Comparison of Three Months Ended March 31, 2007 and 2006
Revenues. During the three months ended March 31, 2007, our revenues increased by 36% as
compared to the same period in 2006. Contracting Services revenues increased primarily due to
improved market demand (resulting in improved contract pricing for the pipelay, well operations and
ROV divisions). These increases were partially offset by lower utilization in the first quarter of
2007 as a result of downtime for our well operations vessels due to a planned drydock for one of
our vessels and unplanned downtime for the other vessel. Shelf Contracting revenues increased
primarily as a result of the Torch, Acergy and Fraser acquisitions in the third and fourth quarters
of 2005 and third quarter of 2006, respectively. These increases were partially offset by lower
utilization for the utility vessels in our Shelf Contracting segment.

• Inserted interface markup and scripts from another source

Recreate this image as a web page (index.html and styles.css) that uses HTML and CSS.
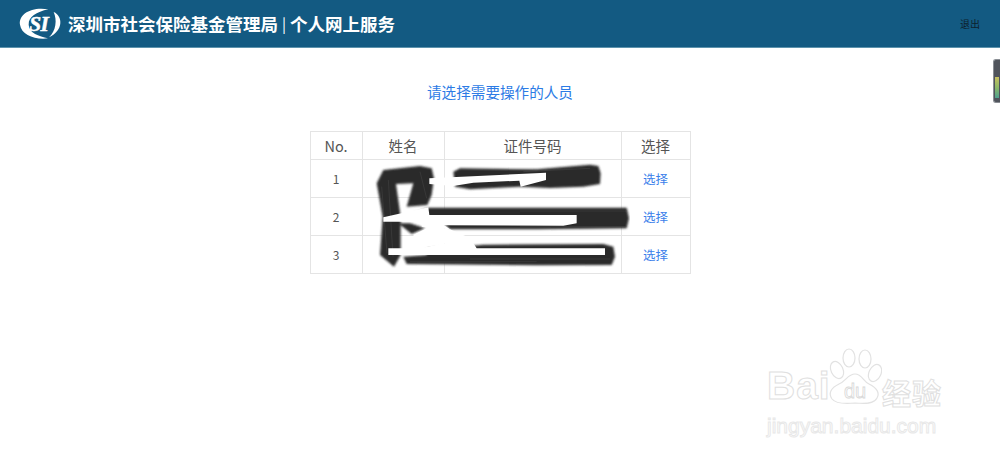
FILE: index.html
```html
<!DOCTYPE html>
<html lang="zh-CN">
<head>
<meta charset="utf-8">
<title>个人网上服务</title>
<link rel="stylesheet" href="styles.css">
</head>
<body>
<header class="topbar">
  <div class="brand">
    <svg class="logo" viewBox="0 0 150 108" aria-hidden="true">
      <path fill="#fff" d="M100 10C50 1 10 24 15 56c4 30 44 46 84 41C72 90 42 82 41 56 40 33 64 18 100 10z"/>
      <path fill="#fff" d="M116 18c28 12 30 56-14 76 21-19 25-52 14-76z"/>
      <text class="logo-letters" x="43" y="76">SI</text>
    </svg>
    <span class="brand-text">深圳市社会保险基金管理局</span>
    <span class="brand-sep">|</span>
    <span class="brand-text">个人网上服务</span>
  </div>
  <a class="logout">退出</a>
</header>

<main class="content">
  <h1 class="prompt">请选择需要操作的人员</h1>
  <div class="table-wrap">
    <table class="people">
      <colgroup>
        <col class="c-no"><col class="c-name"><col class="c-id"><col class="c-act">
      </colgroup>
      <thead>
        <tr><th>No.</th><th>姓名</th><th>证件号码</th><th>选择</th></tr>
      </thead>
      <tbody>
        <tr><td>1</td><td></td><td></td><td><a class="pick">选择</a></td></tr>
        <tr><td>2</td><td></td><td></td><td><a class="pick">选择</a></td></tr>
        <tr><td>3</td><td></td><td></td><td><a class="pick">选择</a></td></tr>
      </tbody>
    </table>
    <svg class="scribble" viewBox="0 0 780 345" aria-hidden="true">
      <defs>
        <filter id="soft"><feGaussianBlur stdDeviation="3.5"/></filter>
      </defs>
      <g fill="#2a2a2a" filter="url(#soft)">
        <polygon points="20,70 40,30 150,18 185,25 192,55 185,105 172,135 110,140 130,70 78,72 92,170 92,285 72,320 30,285 38,170"/>
        <polygon points="85,190 120,190 165,205 125,222"/>
        <polygon points="250,35 270,25 500,28 660,14 685,18 692,40 690,72 640,80 540,84 450,80 300,88 255,80"/>
        <polygon points="115,165 175,143 600,143 770,143 777,175 770,205 500,208 240,208 220,190"/>
        <polygon points="170,262 300,258 340,254 700,252 730,260 735,290 725,315 500,316 110,312 100,290 170,285"/>
      </g>
      <g fill="none" stroke="#5a5a5a" stroke-width="1.5" opacity="0.6">
        <path d="M35 80l16 200M55 60l14 230M150 35l20 80"/>
        <path d="M460 35L660 25M450 153H770M450 200H770M300 297H720M120 305H500"/>
      </g>
      <g fill="#fff">
        <polygon points="178,55 528,38 528,60 452,80 448,62 310,68 250,78 178,72"/>
        <polygon points="40,172 175,142 178,165 620,165 620,190 580,197 222,196 240,208 155,200 155,185 40,185"/>
        <polygon points="55,265 150,265 300,234 320,265 705,265 705,285 55,285"/>
        <polygon points="170,205 240,208 300,234 150,265 130,225"/>
      </g>
    </svg>
  </div>
</main>

<aside class="meter" aria-hidden="true"><span class="meter-bar"></span></aside>

<div class="watermark" aria-hidden="true">
  <div class="wm-main">
    <span class="wm-bai">Bai</span>
    <svg class="wm-paw" viewBox="0 0 54 60">
      <g fill="#fff" stroke="#e2e2e2" stroke-width="1.2">
        <ellipse cx="9" cy="22" rx="6" ry="9" transform="rotate(-25 9 22)"/>
        <ellipse cx="21" cy="10" rx="6" ry="9"/>
        <ellipse cx="37" cy="11" rx="6" ry="9"/>
        <ellipse cx="47" cy="25" rx="6" ry="9" transform="rotate(25 47 25)"/>
        <path d="M27 26c7 0 8 7 14 10 8 4 11 9 8 14-3 6-12 6-22 5-10 1-19 1-23-4-4-6-1-11 7-15 7-3 9-10 16-10z"/>
      </g>
      <text class="wm-du" x="27" y="50" text-anchor="middle">du</text>
    </svg>
    <span class="wm-cn">经验</span>
  </div>
  <div class="wm-url">jingyan.baidu.com</div>
</div>
</body>
</html>
```

FILE: styles.css
```css
* { box-sizing: border-box; }

html, body { height: 100%; }

body {
  margin: 0;
  position: relative;
  overflow: hidden;
  background: #fff;
  font-family: "Noto Sans CJK SC", "Liberation Sans", sans-serif;
  color: #555;
}

.topbar {
  height: 48px;
  background: #135a82;
  border-bottom: 1px solid #5d93ad;
  display: flex;
  align-items: center;
  justify-content: space-between;
  padding: 0 20px 0 15px;
}

.brand {
  display: flex;
  align-items: center;
  color: #fff;
}

.logo {
  width: 50px;
  height: 36px;
  margin-right: 3px;
}

.logo-letters {
  font-family: "Liberation Serif", serif;
  font-size: 64px;
  font-weight: 700;
  font-style: italic;
  fill: #fff;
  stroke: #fff;
  stroke-width: 1.5;
  letter-spacing: -2px;
}

.brand-text {
  font-size: 17.5px;
  font-weight: 700;
  line-height: 24px;
  white-space: nowrap;
}

.brand-sep {
  font-size: 15px;
  font-weight: 400;
  margin: 0 4px 0 4px;
}

.logout {
  font-size: 10px;
  color: #0d1f2c;
}

.content {
  display: flex;
  flex-direction: column;
  align-items: center;
}

.prompt {
  margin: 33px 0 28px;
  font-size: 14.6px;
  font-weight: 400;
  line-height: 22px;
  color: #2c7be5;
}

.table-wrap {
  position: relative;
}

.people {
  width: 380px;
  table-layout: fixed;
  border-collapse: collapse;
  font-size: 12px;
}

.c-no { width: 52px; }
.c-name { width: 82px; }
.c-id { width: 177px; }
.c-act { width: 69px; }

.people th,
.people td {
  border: 1px solid #e4e4e4;
  text-align: center;
  padding: 0;
}

.people th {
  height: 28px;
  font-size: 14.5px;
  font-weight: 400;
  color: #555;
}

.people td {
  height: 38px;
}

.pick {
  font-size: 12.5px;
  color: #3a80ea;
}

.scribble {
  position: absolute;
  left: 60px;
  top: 29px;
  width: 260px;
  height: 115px;
}

.meter {
  position: absolute;
  right: 0;
  top: 59px;
  width: 7px;
  height: 44px;
  background: #50545c;
  border: 1px solid #8a8e94;
  border-right: 0;
  border-radius: 3px 0 0 3px;
  padding-top: 17px;
  padding-left: 1px;
}

.meter-bar {
  display: block;
  width: 4px;
  height: 21px;
  background: linear-gradient(#c8c060, #8cb868 50%, #4fa090);
}

.watermark {
  position: absolute;
  left: 767px;
  top: 350px;
  width: 180px;
  color: #fff;
}

.wm-main {
  display: flex;
  align-items: flex-end;
  height: 58px;
}

.wm-bai {
  font-family: "Liberation Sans", sans-serif;
  font-size: 39px;
  font-weight: 700;
  line-height: 44px;
  letter-spacing: 1px;
  width: 61px;
  -webkit-text-stroke: 1px #e0e0e0;
}

.wm-paw {
  width: 54px;
  height: 60px;
  flex: none;
}

.wm-du {
  font-family: "Liberation Sans", sans-serif;
  font-size: 20px;
  fill: #fff;
  stroke: #d8d8d8;
  stroke-width: 0.8;
}

.wm-cn {
  font-size: 29px;
  font-weight: 700;
  line-height: 32px;
  white-space: nowrap;
  letter-spacing: 1px;
  -webkit-text-stroke: 1px #e0e0e0;
}

.wm-url {
  margin-top: 6px;
  font-family: "Liberation Sans", sans-serif;
  font-size: 21px;
  line-height: 24px;
  white-space: nowrap;
  -webkit-text-stroke: 1px #e8e8e8;
}
```
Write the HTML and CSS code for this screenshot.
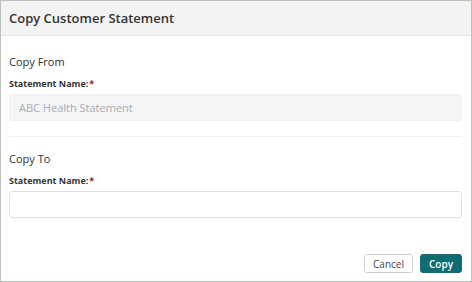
FILE: index.html
```html
<!DOCTYPE html>
<html lang="en">
<head>
    <meta charset="UTF-8">
    <meta name="viewport" content="width=device-width, initial-scale=1.0">
    <title>Copy Customer Statement</title>
    <link rel="stylesheet" href="styles.css">
</head>
<body>

    <div class="dialog">
        <header class="dialog-header">
            <h1>Copy Customer Statement</h1>
        </header>

        <main class="dialog-body">
            <!-- Source statement -->
            <section class="group">
                <h2>Copy From</h2>
                <label class="field-label">Statement Name:<span class="required">*</span></label>
                <input type="text" class="field-input" value="ABC Health Statement" disabled>
            </section>

            <hr class="divider">

            <!-- Target statement -->
            <section class="group">
                <h2>Copy To</h2>
                <label class="field-label">Statement Name:<span class="required">*</span></label>
                <input type="text" class="field-input">
            </section>
        </main>

        <footer class="dialog-footer">
            <button class="btn btn-cancel">Cancel</button>
            <button class="btn btn-copy">Copy</button>
        </footer>
    </div>

</body>
</html>
```

FILE: styles.css
```css
html, body {
    margin: 0;
    padding: 0;
    background: #fff;
}

body {
    font-family: 'Open Sans', sans-serif;
    color: #333;
}

.dialog {
    width: 472px;
    height: 282px;
    box-sizing: border-box;
    border: 1px solid #b9c2bb;
    display: flex;
    flex-direction: column;
}

.dialog-header {
    height: 34px;
    background-color: #f3f3f3;
    border-bottom: 1px solid #e4e4e4;
    padding: 0 8px;
    display: flex;
    align-items: center;
}

.dialog-header h1 {
    margin: 0;
    font-size: 13px;
    font-weight: 600;
    color: #333;
}

.dialog-body {
    flex: 1;
    padding: 17px 9px 0 8px;
}

.group h2 {
    margin: 0;
    font-size: 11px;
    font-weight: 400;
    line-height: 18px;
    color: #333;
}

.field-label {
    display: block;
    margin-top: 6px;
    font-size: 9px;
    font-weight: 700;
    line-height: 14px;
    color: #333;
}

.required {
    color: #a8171d;
    margin-left: 1px;
}

.field-input {
    display: block;
    width: 100%;
    height: 27px;
    margin-top: 3px;
    box-sizing: border-box;
    padding: 0 9px;
    border: 1px solid #e0e0e0;
    border-radius: 3px;
    font-family: 'Open Sans', sans-serif;
    font-size: 11px;
    color: #333;
    background-color: #fff;
}

.field-input:disabled {
    background-color: #f3f4f5;
    border-color: #f0f1f2;
    color: #a9adb2;
}

.divider {
    margin: 15px 0 13px;
    border: none;
    border-top: 1px solid #f1f1f1;
}

.dialog-footer {
    display: flex;
    justify-content: flex-end;
    gap: 7px;
    padding: 0 9px 8px;
}

.btn {
    height: 19px;
    padding: 0 8px;
    border-radius: 3px;
    font-family: 'Open Sans', sans-serif;
    font-size: 10px;
    cursor: pointer;
}

.btn-cancel {
    width: 49px;
    background-color: #fff;
    border: 1px solid #cfcfcf;
    color: #444;
}

.btn-copy {
    width: 42px;
    background-color: #0e6d73;
    border: 1px solid #0e6d73;
    color: #fff;
    font-weight: 600;
}
```
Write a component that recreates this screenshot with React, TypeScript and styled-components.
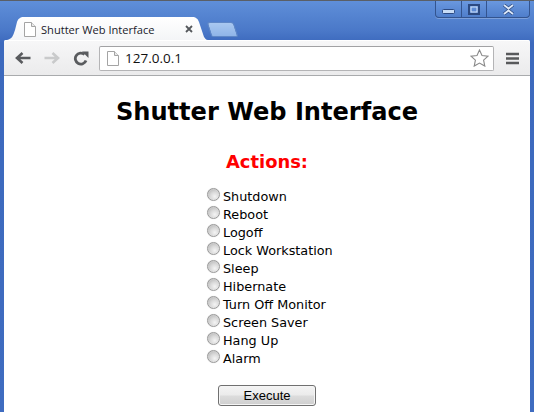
import React from 'react'
import styled, { createGlobalStyle } from 'styled-components'

const actions = ['Shutdown', 'Reboot', 'Logoff', 'Lock Workstation', 'Sleep', 'Hibernate', 'Turn Off Monitor', 'Screen Saver', 'Hang Up', 'Alarm']

const Global = createGlobalStyle`
  html, body { margin: 0; padding: 0; width: 534px; height: 412px; overflow: hidden; background: #fff; }
`

const Window = styled.div`
  position: relative;
  width: 534px;
  height: 412px;
  overflow: hidden;
  box-sizing: border-box;
  padding: 1px 4px 0;
  background: linear-gradient(#5f8fd9 0, #4a78c8 30px, #3c69bd 42px, #3f6cc0 100%);
  border-top: 1px solid #5a5f66;
  display: flex;
  flex-direction: column;
`

const TabStrip = styled.div`
  height: 23px;
  margin-top: 15px;
  margin-left: 3px;
  display: flex;
  align-items: flex-end;
  flex: none;
`

const Tab = styled.div`
  width: 201px;
  height: 23px;
  box-sizing: border-box;
  padding: 1px 15px 0 17px;
  display: flex;
  align-items: center;
  background: linear-gradient(#ffffff, #f4f5f7);
  clip-path: path('M0 23 C5 22 6 19 8 13 L10 5 C11 2 13 0 17 0 L185 0 C189 0 191 2 192 5 L196 17 C197 21 199 23 201 23 Z');
  color: #1a1a2a;
`

const TabTitle = styled.span`
  flex: 1;
  margin-left: 5px;
  font-family: "Open Sans", "Noto Sans", sans-serif;
  font-size: 11.1px;
  white-space: nowrap;
`

const NewTab = styled.div`
  width: 25px;
  height: 13px;
  margin: 0 0 3px 1px;
  background: linear-gradient(#a9c8f0, #8fb4e8);
  border: 1px solid #5f87c6;
  border-radius: 3px 3px 2px 2px;
  transform: skewX(18deg);
`

const Toolbar = styled.div`
  height: 36px;
  flex: none;
  box-sizing: border-box;
  display: flex;
  align-items: center;
  padding: 1px 11px 0 11px;
  background: linear-gradient(#f7f7f8, #ebebec);
  border-radius: 2px 2px 0 0;
  border-bottom: 1px solid #a9abad;
  box-shadow: inset 0 1px 0 #fff;
`

const NavButton = styled.div`
  width: 29px;
  height: 20px;
  display: flex;
  align-items: center;
  justify-content: flex-start;
  flex: none;
`

const Omnibox = styled.div`
  flex: 1;
  height: 25px;
  box-sizing: border-box;
  margin: 0 12px 0 -3px;
  padding: 0 4px 0 7px;
  display: flex;
  align-items: center;
  background: #fff;
  border: 1px solid #b4b4b6;
  border-top-color: #a2a2a4;
  border-radius: 2px;
`

const Url = styled.span`
  flex: 1;
  margin-left: 6px;
  font: 13.5px "Open Sans", "Noto Sans", sans-serif;
  color: #111;
`

const Page = styled.main`
  flex: 1;
  background: #fff;
  font-family: "DejaVu Sans", Verdana, sans-serif;
  color: #000;
  text-align: center;
  padding-top: 21px;
`

const Title = styled.h1`
  margin: 0;
  font-size: 24.1px;
  line-height: 30px;
  font-weight: 700;
`

const Subtitle = styled.h2`
  margin: 23px 0 0;
  font-size: 17.9px;
  line-height: 24px;
  font-weight: 700;
  color: #f00;
`

const Choices = styled.form`
  display: flex;
  flex-direction: column;
  align-items: flex-start;
  margin: 14px 0 0 202px;
`

const Choice = styled.label`
  height: 18px;
  display: flex;
  align-items: center;
  font-size: 12.8px;
  line-height: 18px;
`

const Radio = styled.input.attrs({ type: 'radio', name: 'action' })`
  appearance: none;
  width: 13px;
  height: 13px;
  margin: -5px 3px 0 1px;
  border-radius: 50%;
  border: 1px solid #9a9a9a;
  background: radial-gradient(circle at 62% 68%, #f4f4f4 0, #d8d8d8 45%, #a8a8a8 100%);
  box-shadow: inset 0 0 1px #fff, 0 0 1px #d0d0d0;
`

const Execute = styled.button`
  display: block;
  margin: 17px auto 0;
  width: 98px;
  height: 21px;
  padding: 0;
  border: 1px solid #707070;
  border-radius: 3px;
  background: linear-gradient(#f4f4f4 0, #ebebeb 48%, #dcdcdc 52%, #cfcfcf 100%);
  box-shadow: inset 0 0 0 1px #f5f5f5;
  font: 13px "Liberation Sans", Arial, sans-serif;
  color: #000;
`

const Controls = styled.div`
  position: absolute;
  top: 0;
  right: 4px;
  height: 17px;
  box-sizing: border-box;
  display: flex;
  border: 1px solid #33548f;
  border-top: none;
  border-radius: 0 0 4px 4px;
  background: linear-gradient(#6a98df, #4f7ecb);
  box-shadow: 0 1px 0 rgba(255, 255, 255, 0.25);
`

const Control = styled.div<{ $w: number; $low?: boolean }>`
  width: ${p => p.$w}px;
  display: flex;
  align-items: center;
  justify-content: center;
  flex: none;
  padding-top: ${p => (p.$low ? '5px' : '0')};
  box-sizing: border-box;
  & + & { border-left: 1px solid #33548f; }
`

const PageIcon = ({ size = 16 }) => (
  <svg width={size * 0.8} height={size} viewBox="0 0 12 15" style={{ flex: 'none' }}>
    <path d="M.5.5h7l4 4v10H.5z" fill="#fff" stroke="#a4a4a4" />
    <path d="M7.5.5v4h4" fill="#e9e9e9" stroke="#a4a4a4" />
  </svg>
)

const App = () => (
  <Window>
    <Global />
    <Controls>
      <Control $w={25} $low>
        <svg width="13" height="6" viewBox="0 0 13 6"><rect x=".5" y=".5" width="12" height="4" rx="1" fill="#c8dcf6" stroke="#2c4a82" /></svg>
      </Control>
      <Control $w={25}>
        <svg width="12" height="11" viewBox="0 0 12 11"><rect x="1" y="1" width="10" height="9" fill="none" stroke="#2c4a82" strokeWidth="2" /><rect x="3" y="3" width="6" height="5" fill="none" stroke="#d4e3f8" /></svg>
      </Control>
      <Control $w={43}>
        <svg width="13" height="11" viewBox="0 0 13 11"><path d="M2 1l4.500 3.500L11 1M2 10l4.500-3.500L11 10" fill="none" stroke="#2c4a82" strokeWidth="3.400" /><path d="M2 1l4.500 3.500L11 1M2 10l4.500-3.500L11 10" fill="none" stroke="#dce8f9" strokeWidth="1.800" /></svg>
      </Control>
    </Controls>
    <TabStrip>
      <Tab>
        <PageIcon size={15} />
        <TabTitle>Shutter Web Interface</TabTitle>
        <svg width="8" height="8" viewBox="0 0 8 8"><path d="M1 1l6 6M7 1L1 7" stroke="#55585c" strokeWidth="1.800" /></svg>
      </Tab>
      <NewTab />
    </TabStrip>
    <Toolbar>
      <NavButton>
        <svg width="16" height="12" viewBox="0 0 16 12"><path d="M15.500 6H3M7.500 1L2 6l5.500 5" fill="none" stroke="#595b5e" strokeWidth="2.600" /></svg>
      </NavButton>
      <NavButton>
        <svg width="16" height="12" viewBox="0 0 16 12"><path d="M.5 6H13M8.500 1L14 6l-5.500 5" fill="none" stroke="#c9cacb" strokeWidth="2.600" /></svg>
      </NavButton>
      <NavButton>
        <svg width="16" height="15" viewBox="0 0 16 15"><path d="M13 9.500A5.500 5.500 0 1 1 11.500 3.500" fill="none" stroke="#595b5e" strokeWidth="2.800" /><path d="M9 .5h6.500V7z" fill="#595b5e" /></svg>
      </NavButton>
      <Omnibox>
        <PageIcon size={15} />
        <Url>127.0.0.1</Url>
        <svg width="19" height="18" viewBox="0 0 19 18"><path d="M9.500 1l2.500 5.500 6 .7-4.400 4 1.200 5.900-5.300-3-5.300 3 1.200-5.900L1 7.200l6-.7z" fill="#fff" stroke="#8a8a8a" strokeWidth="1.100" /></svg>
      </Omnibox>
      <svg width="13" height="13" viewBox="0 0 13 13"><path d="M0 2h13M0 6.500h13M0 11h13" stroke="#58595b" strokeWidth="2.300" /></svg>
    </Toolbar>
    <Page>
      <Title>Shutter Web Interface</Title>
      <Subtitle>Actions:</Subtitle>
      <Choices>
        {actions.map(a => (
          <Choice key={a}><Radio />{a}</Choice>
        ))}
      </Choices>
      <Execute type="button">Execute</Execute>
    </Page>
  </Window>
)

export default App
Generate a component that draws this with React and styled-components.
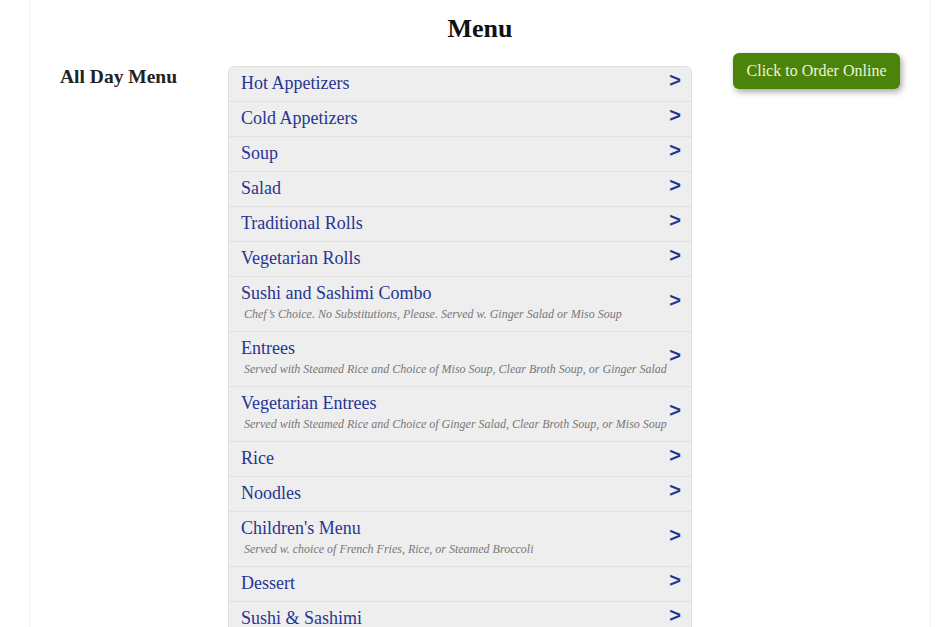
import React from 'react';
import styled, { createGlobalStyle } from 'styled-components';

const GlobalStyle = createGlobalStyle`
  body {
    margin: 0;
    background: #ffffff;
    font-family: "Liberation Serif", "Times New Roman", serif;
  }
`;

const Page = styled.div`
  width: 900px;
  margin-left: 29px;
  min-height: 627px;
  border-left: 1px solid #f0f0f0;
  border-right: 1px solid #f0f0f0;
  background: #fff;
`;

const Title = styled.h1`
  margin: 0;
  padding-top: 14px;
  text-align: center;
  font-size: 26px;
  line-height: 30px;
  font-weight: bold;
  color: #111;
`;

const Body = styled.div`
  display: flex;
  align-items: flex-start;
  margin-top: 22px;
`;

const Side = styled.div`
  width: 168px;
  padding-left: 30px;
`;

const SideTitle = styled.h2`
  margin: 0;
  font-size: 19.5px;
  line-height: 22px;
  font-weight: bold;
  color: #222;
`;

const List = styled.div`
  width: 462px;
  border: 1px solid #e0e0e0;
  border-bottom: none;
  border-radius: 6px 6px 0 0;
  overflow: hidden;
`;

const Row = styled.div`
  display: flex;
  align-items: center;
  background: #eeeeee;
  border-top: ${p => (p.first ? 'none' : '1px solid #e0e0e0')};
  padding: 6px 10px 8px 12px;
  cursor: pointer;
`;

const RowText = styled.div`
  flex: 1;
`;

const RowTitle = styled.div`
  font-size: 18px;
  line-height: 20px;
  color: #263594;
`;

const RowNote = styled.div`
  font-size: 12px;
  line-height: 20px;
  padding-top: 1px;
  margin-bottom: -1px;
  font-style: italic;
  color: #777;
  padding-left: 3px;
  white-space: nowrap;
`;

const Chevron = styled.span`
  font-family: "Liberation Sans", Arial, sans-serif;
  font-weight: bold;
  font-size: 20px;
  line-height: 20px;
  color: #263594;
  margin-top: -6px;
`;

const Right = styled.div`
  margin-left: 41px;
  margin-top: -13px;
`;

const OrderButton = styled.button`
  width: 167px;
  height: 36px;
  border: none;
  border-radius: 6px;
  background: #4b8409;
  color: #e9f6dc;
  font-family: "Liberation Serif", "Times New Roman", serif;
  font-size: 16px;
  box-shadow: 2px 3px 6px rgba(0, 0, 0, 0.35);
  cursor: pointer;
`;

const items = [
  { t: 'Hot Appetizers' },
  { t: 'Cold Appetizers' },
  { t: 'Soup' },
  { t: 'Salad' },
  { t: 'Traditional Rolls' },
  { t: 'Vegetarian Rolls' },
  { t: 'Sushi and Sashimi Combo', n: 'Chef\u2019s Choice. No Substitutions, Please. Served w. Ginger Salad or Miso Soup' },
  { t: 'Entrees', n: 'Served with Steamed Rice and Choice of Miso Soup, Clear Broth Soup, or Ginger Salad' },
  { t: 'Vegetarian Entrees', n: 'Served with Steamed Rice and Choice of Ginger Salad, Clear Broth Soup, or Miso Soup' },
  { t: 'Rice' },
  { t: 'Noodles' },
  { t: "Children's Menu", n: 'Served w. choice of French Fries, Rice, or Steamed Broccoli' },
  { t: 'Dessert' },
  { t: 'Sushi & Sashimi' },
];

export default function App() {
  return (
    <>
      <GlobalStyle />
      <Page>
        <Title>Menu</Title>
        <Body>
          <Side>
            <SideTitle>All Day Menu</SideTitle>
          </Side>
          <List>
            {items.map((it, i) => (
              <Row key={it.t} first={i === 0}>
                <RowText>
                  <RowTitle>{it.t}</RowTitle>
                  {it.n && <RowNote>{it.n}</RowNote>}
                </RowText>
                <Chevron>&gt;</Chevron>
              </Row>
            ))}
          </List>
          <Right>
            <OrderButton>Click to Order Online</OrderButton>
          </Right>
        </Body>
      </Page>
    </>
  );
}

Oil and Gas revenues increased 63% during the three months ended March 31, 2007 as compared to
the same period in 2006. The increase was primarily due to increases in oil and natural gas
production. The production volume increase of 88% over the three months ended March 31, 2006 was
mainly attributable to the Remington acquisition. The Oil and Gas revenues increase was partially
offset by lower oil and gas prices realized in the first quarter of 2007 as compared to the same
prior year period.
Gross Profit. Gross profit in the first quarter of 2007 increased 33% as compared to the same
period in 2006. The Contracting Services gross profit increase was primarily attributable to
improved contract pricing for the pipelay, well operations and ROV divisions. The gross margin
decrease for Contracting Services was primarily due to our fulfillment of our lower margin work bid
in 2005 for our pipelay assets, and lower utilization of our well operations vessels as discussed
above. The gross profit increase within Shelf Contracting was primarily attributable to additional
gross profit derived from the Torch, Acergy and Fraser acquisitions. The gross margin decrease in
first quarter 2007 as compared to the same prior year period for Shelf Contracting was due to
overall lower margins in the international markets and increased depreciation and amortization
related to deferred drydock costs on newly deployed vessels and other vessel upgrades.
24
The Oil and Gas gross profit increase in first quarter 2007 as compared to the same period in
2006 was primarily due to higher oil and gas production as discussed above. In addition, gross
profit and gross margin were higher in the first quarter of 2007 as compared to 2006 as a result of
decreased exploration costs of approximately $20.9 million in the three months ended March 31, 2007
as compared to the same period in 2006. Exploration costs were higher in first quarter 2006 as a
result of the $20.7 million dry hole expense related to the Tulane prospect. The gross profit
increase was partially offset by lower oil and gas prices as discussed above.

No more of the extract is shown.